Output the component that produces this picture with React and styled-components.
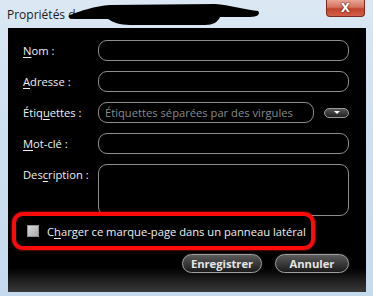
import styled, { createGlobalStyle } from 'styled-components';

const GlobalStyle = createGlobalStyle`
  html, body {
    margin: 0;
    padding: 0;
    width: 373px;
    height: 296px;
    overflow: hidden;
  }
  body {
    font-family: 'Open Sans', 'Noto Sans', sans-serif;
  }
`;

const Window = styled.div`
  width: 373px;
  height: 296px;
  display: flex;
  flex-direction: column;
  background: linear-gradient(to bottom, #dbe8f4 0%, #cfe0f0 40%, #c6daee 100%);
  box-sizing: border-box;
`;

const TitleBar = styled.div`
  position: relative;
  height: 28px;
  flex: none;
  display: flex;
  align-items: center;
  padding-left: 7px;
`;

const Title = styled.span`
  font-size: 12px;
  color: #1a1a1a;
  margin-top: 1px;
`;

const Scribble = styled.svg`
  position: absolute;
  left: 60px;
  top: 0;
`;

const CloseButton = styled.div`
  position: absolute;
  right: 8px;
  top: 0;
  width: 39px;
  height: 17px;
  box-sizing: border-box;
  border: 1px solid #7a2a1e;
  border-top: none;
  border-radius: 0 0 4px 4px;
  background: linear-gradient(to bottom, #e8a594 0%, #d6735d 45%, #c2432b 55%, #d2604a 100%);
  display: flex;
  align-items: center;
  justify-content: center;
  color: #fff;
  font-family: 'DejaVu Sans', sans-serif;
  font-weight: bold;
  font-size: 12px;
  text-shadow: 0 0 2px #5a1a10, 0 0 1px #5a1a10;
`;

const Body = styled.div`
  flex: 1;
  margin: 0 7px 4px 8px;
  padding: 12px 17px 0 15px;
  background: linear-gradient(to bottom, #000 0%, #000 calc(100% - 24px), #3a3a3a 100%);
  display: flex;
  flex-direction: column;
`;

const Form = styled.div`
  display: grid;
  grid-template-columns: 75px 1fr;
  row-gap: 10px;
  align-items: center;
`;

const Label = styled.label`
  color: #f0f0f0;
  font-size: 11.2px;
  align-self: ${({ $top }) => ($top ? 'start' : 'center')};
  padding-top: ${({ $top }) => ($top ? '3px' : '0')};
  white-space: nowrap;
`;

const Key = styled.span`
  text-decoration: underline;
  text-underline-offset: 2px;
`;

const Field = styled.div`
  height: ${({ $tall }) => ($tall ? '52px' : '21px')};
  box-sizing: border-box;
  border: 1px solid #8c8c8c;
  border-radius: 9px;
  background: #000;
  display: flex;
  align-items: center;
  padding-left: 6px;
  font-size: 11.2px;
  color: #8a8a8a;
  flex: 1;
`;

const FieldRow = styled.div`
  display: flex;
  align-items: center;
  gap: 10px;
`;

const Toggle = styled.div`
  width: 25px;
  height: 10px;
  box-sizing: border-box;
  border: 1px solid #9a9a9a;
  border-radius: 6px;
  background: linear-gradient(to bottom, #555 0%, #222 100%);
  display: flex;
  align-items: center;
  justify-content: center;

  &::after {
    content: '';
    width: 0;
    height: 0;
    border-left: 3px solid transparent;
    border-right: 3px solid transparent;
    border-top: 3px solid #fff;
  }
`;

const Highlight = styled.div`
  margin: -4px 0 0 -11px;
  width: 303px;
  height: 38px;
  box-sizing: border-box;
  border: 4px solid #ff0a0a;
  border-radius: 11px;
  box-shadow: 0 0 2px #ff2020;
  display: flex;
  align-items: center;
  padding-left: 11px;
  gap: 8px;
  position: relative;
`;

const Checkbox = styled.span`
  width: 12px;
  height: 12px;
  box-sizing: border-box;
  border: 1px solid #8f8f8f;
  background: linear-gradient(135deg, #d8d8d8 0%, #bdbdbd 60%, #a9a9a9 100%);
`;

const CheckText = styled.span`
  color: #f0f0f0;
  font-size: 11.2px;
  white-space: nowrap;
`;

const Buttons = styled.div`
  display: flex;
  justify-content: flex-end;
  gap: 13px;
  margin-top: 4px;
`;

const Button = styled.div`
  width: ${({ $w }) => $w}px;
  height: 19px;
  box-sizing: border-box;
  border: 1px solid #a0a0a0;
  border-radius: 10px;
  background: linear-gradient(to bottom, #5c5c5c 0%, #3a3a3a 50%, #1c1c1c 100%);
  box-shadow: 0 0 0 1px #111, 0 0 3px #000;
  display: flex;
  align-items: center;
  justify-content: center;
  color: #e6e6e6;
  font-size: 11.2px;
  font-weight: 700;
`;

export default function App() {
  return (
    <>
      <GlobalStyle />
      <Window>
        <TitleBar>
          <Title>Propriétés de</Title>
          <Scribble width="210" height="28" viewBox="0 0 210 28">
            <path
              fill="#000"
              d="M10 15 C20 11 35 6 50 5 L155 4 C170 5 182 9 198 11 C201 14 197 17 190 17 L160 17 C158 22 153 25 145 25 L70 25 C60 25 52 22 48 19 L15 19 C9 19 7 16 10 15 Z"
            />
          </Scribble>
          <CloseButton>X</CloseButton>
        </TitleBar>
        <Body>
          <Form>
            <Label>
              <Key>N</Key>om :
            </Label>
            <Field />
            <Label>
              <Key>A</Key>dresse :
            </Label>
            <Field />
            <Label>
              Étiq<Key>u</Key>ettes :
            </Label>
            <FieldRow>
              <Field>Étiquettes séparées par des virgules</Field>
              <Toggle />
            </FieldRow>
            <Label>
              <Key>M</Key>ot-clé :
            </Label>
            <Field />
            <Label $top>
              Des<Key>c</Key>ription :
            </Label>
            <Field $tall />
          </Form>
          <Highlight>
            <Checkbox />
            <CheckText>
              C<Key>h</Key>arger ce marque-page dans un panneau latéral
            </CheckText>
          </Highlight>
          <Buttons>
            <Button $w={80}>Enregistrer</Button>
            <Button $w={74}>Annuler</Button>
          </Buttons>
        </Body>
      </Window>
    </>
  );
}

== == ==

**DIRECTIONS FOR THIS TASK**
Copy the data exactly. Any picture it contains is to be omitted.

**FULL SOLUTION**
Output the component that produces this picture with React and styled-components.
import styled, { createGlobalStyle } from 'styled-components';

const GlobalStyle = createGlobalStyle`
  html, body {
    margin: 0;
    padding: 0;
    width: 373px;
    height: 296px;
    overflow: hidden;
  }
  body {
    font-family: 'Open Sans', 'Noto Sans', sans-serif;
  }
`;

const Window = styled.div`
  width: 373px;
  height: 296px;
  display: flex;
  flex-direction: column;
  background: linear-gradient(to bottom, #dbe8f4 0%, #cfe0f0 40%, #c6daee 100%);
  box-sizing: border-box;
`;

const TitleBar = styled.div`
  position: relative;
  height: 28px;
  flex: none;
  display: flex;
  align-items: center;
  padding-left: 7px;
`;

const Title = styled.span`
  font-size: 12px;
  color: #1a1a1a;
  margin-top: 1px;
`;

const Scribble = styled.svg`
  position: absolute;
  left: 60px;
  top: 0;
`;

const CloseButton = styled.div`
  position: absolute;
  right: 8px;
  top: 0;
  width: 39px;
  height: 17px;
  box-sizing: border-box;
  border: 1px solid #7a2a1e;
  border-top: none;
  border-radius: 0 0 4px 4px;
  background: linear-gradient(to bottom, #e8a594 0%, #d6735d 45%, #c2432b 55%, #d2604a 100%);
  display: flex;
  align-items: center;
  justify-content: center;
  color: #fff;
  font-family: 'DejaVu Sans', sans-serif;
  font-weight: bold;
  font-size: 12px;
  text-shadow: 0 0 2px #5a1a10, 0 0 1px #5a1a10;
`;

const Body = styled.div`
  flex: 1;
  margin: 0 7px 4px 8px;
  padding: 12px 17px 0 15px;
  background: linear-gradient(to bottom, #000 0%, #000 calc(100% - 24px), #3a3a3a 100%);
  display: flex;
  flex-direction: column;
`;

const Form = styled.div`
  display: grid;
  grid-template-columns: 75px 1fr;
  row-gap: 10px;
  align-items: center;
`;

const Label = styled.label`
  color: #f0f0f0;
  font-size: 11.2px;
  align-self: ${({ $top }) => ($top ? 'start' : 'center')};
  padding-top: ${({ $top }) => ($top ? '3px' : '0')};
  white-space: nowrap;
`;

const Key = styled.span`
  text-decoration: underline;
  text-underline-offset: 2px;
`;

const Field = styled.div`
  height: ${({ $tall }) => ($tall ? '52px' : '21px')};
  box-sizing: border-box;
  border: 1px solid #8c8c8c;
  border-radius: 9px;
  background: #000;
  display: flex;
  align-items: center;
  padding-left: 6px;
  font-size: 11.2px;
  color: #8a8a8a;
  flex: 1;
`;

const FieldRow = styled.div`
  display: flex;
  align-items: center;
  gap: 10px;
`;

const Toggle = styled.div`
  width: 25px;
  height: 10px;
  box-sizing: border-box;
  border: 1px solid #9a9a9a;
  border-radius: 6px;
  background: linear-gradient(to bottom, #555 0%, #222 100%);
  display: flex;
  align-items: center;
  justify-content: center;

  &::after {
    content: '';
    width: 0;
    height: 0;
    border-left: 3px solid transparent;
    border-right: 3px solid transparent;
    border-top: 3px solid #fff;
  }
`;

const Highlight = styled.div`
  margin: -4px 0 0 -11px;
  width: 303px;
  height: 38px;
  box-sizing: border-box;
  border: 4px solid #ff0a0a;
  border-radius: 11px;
  box-shadow: 0 0 2px #ff2020;
  display: flex;
  align-items: center;
  padding-left: 11px;
  gap: 8px;
  position: relative;
`;

const Checkbox = styled.span`
  width: 12px;
  height: 12px;
  box-sizing: border-box;
  border: 1px solid #8f8f8f;
  background: linear-gradient(135deg, #d8d8d8 0%, #bdbdbd 60%, #a9a9a9 100%);
`;

const CheckText = styled.span`
  color: #f0f0f0;
  font-size: 11.2px;
  white-space: nowrap;
`;

const Buttons = styled.div`
  display: flex;
  justify-content: flex-end;
  gap: 13px;
  margin-top: 4px;
`;

const Button = styled.div`
  width: ${({ $w }) => $w}px;
  height: 19px;
  box-sizing: border-box;
  border: 1px solid #a0a0a0;
  border-radius: 10px;
  background: linear-gradient(to bottom, #5c5c5c 0%, #3a3a3a 50%, #1c1c1c 100%);
  box-shadow: 0 0 0 1px #111, 0 0 3px #000;
  display: flex;
  align-items: center;
  justify-content: center;
  color: #e6e6e6;
  font-size: 11.2px;
  font-weight: 700;
`;

export default function App() {
  return (
    <>
      <GlobalStyle />
      <Window>
        <TitleBar>
          <Title>Propriétés de</Title>
          <Scribble width="210" height="28" viewBox="0 0 210 28">
            <path
              fill="#000"
              d="M10 15 C20 11 35 6 50 5 L155 4 C170 5 182 9 198 11 C201 14 197 17 190 17 L160 17 C158 22 153 25 145 25 L70 25 C60 25 52 22 48 19 L15 19 C9 19 7 16 10 15 Z"
            />
          </Scribble>
          <CloseButton>X</CloseButton>
        </TitleBar>
        <Body>
          <Form>
            <Label>
              <Key>N</Key>om :
            </Label>
            <Field />
            <Label>
              <Key>A</Key>dresse :
            </Label>
            <Field />
            <Label>
              Étiq<Key>u</Key>ettes :
            </Label>
            <FieldRow>
              <Field>Étiquettes séparées par des virgules</Field>
              <Toggle />
            </FieldRow>
            <Label>
              <Key>M</Key>ot-clé :
            </Label>
            <Field />
            <Label $top>
              Des<Key>c</Key>ription :
            </Label>
            <Field $tall />
          </Form>
          <Highlight>
            <Checkbox />
            <CheckText>
              C<Key>h</Key>arger ce marque-page dans un panneau latéral
            </CheckText>
          </Highlight>
          <Buttons>
            <Button $w={80}>Enregistrer</Button>
            <Button $w={74}>Annuler</Button>
          </Buttons>
        </Body>
      </Window>
    </>
  );
}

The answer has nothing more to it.